REDAZIONE PONTEDERA

"Vi ho chiamati amici" La benedizione del vescovo Giovanni

Carissimi amici, insieme ai miei auguri per una Pasqua piena di gioia, vorrei proporvi alcune riflessioni a partire da un testo evangelico di questi giorni."Questo è il mio comandamento: che vi amiate gli uni gli altri, come io vi ho amati. Nessuno ha un amore più grande di questo: dare la vita per i propri amici...". Ho iniziato questo messaggio proprio con la parola “amici”: ho imparato, seguendo Gesù, che è possibile riconoscersi amici, in senso profondissimo, anche se non ci si frequenta, anche a distanza di spazio e di tempo. Amici, perché condividiamo il dono della vita, l’essere parte della famiglia umana. Per me, per chi crede in Cristo, questa amicizia si radica nelle parole di Gesù: se Lui, proprio in questi giorni pasquali, offre sé stesso per noi – "Per voi e per tutti", dice la liturgia – l’unità con ogni persona è così radicale, originale, che solo la nostra cattiveria può costruire muri di divisione e di odio, fino alla guerra. In queste prime settimane ho fatto esperienza di questa amicizia e ho visto comunità dove si vive la comunione come stile di vita. La Chiesa è il popolo di Dio in cammino verso la terra promessa: in questo periodo in Italia ci viene proposto il Cammino Sinodale, che vuole farci crescere in uno stile di ascolto, di accoglienza, forma vera della comunità. Questo stile di ascolto ha i suoi strumenti: uno importante è il metodo della “conversazione spirituale”, ossia un modo di dialogare che può essere – e secondo me dovrebbe essere – applicato a ogni tipo di riunione nelle nostre realtà ecclesiali. Lo sottolineo perché sento come compito mio di Vescovo, ma anche di ogni cristiano, costruire una comunità che accoglie, ascolta, va incontro a ogni persona, sentendola parte di questa “compagnia di amici” per cui Gesù dà sé stesso, invitandoci a seguirlo e imitarlo.
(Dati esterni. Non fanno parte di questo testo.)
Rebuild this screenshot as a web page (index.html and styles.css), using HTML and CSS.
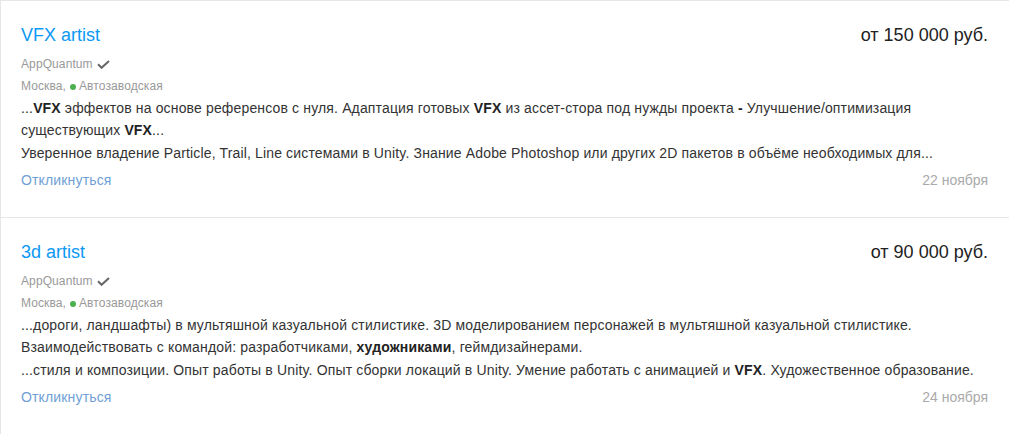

"Non voi avete scelto me, ma io ho scelto voi". La nostra esistenza come vocazione. Ci ha scelti dandoci la vita, ci ha scelti come amici: da questo nasce una concezione della vita che mette in discussione la mentalità dominante, che il potere vorrebbe farci credere autentica. Si pensa che la realizzazione di sé coincida con poter fare tutto, senza nessun limite, anche verso sé stessi. Una libertà senza vincoli. Può sembrare affascinante ma, essendo irreale, si trasforma in schiavitù. Scegliendo una cosa, infatti, rinuncio alle altre. Per questo molti rinunciano a scegliere, o fanno scelte light, leggere, per poter magari tornare indietro appena si genera un dubbio. Ma l’equivoco sta alla radice. Se noi non ci facciamo da soli, dipendiamo. O riconosciamo di dipendere da Colui che ci ama, da Dio, oppure non smettiamo di dipendere: dipendiamo dalla salute, dal clima, dal governo, dagli altri, e così via. Senza riconoscere la nostra dipendenza come un dono, la viviamo ugualmente, ma come una disdetta, da esorcizzare, di cui liberarsi. Che bellezza c’è invece nel dare la vita per l’opera di Dio. Chiediamo al Signore che la gioia della Pasqua, della sua vittoria su ogni morte, rinnovi in noi l’impeto di amore che diventa impegno per costruire il bene di tutti. Buona Pasqua di Risurrezione. Vi benedico.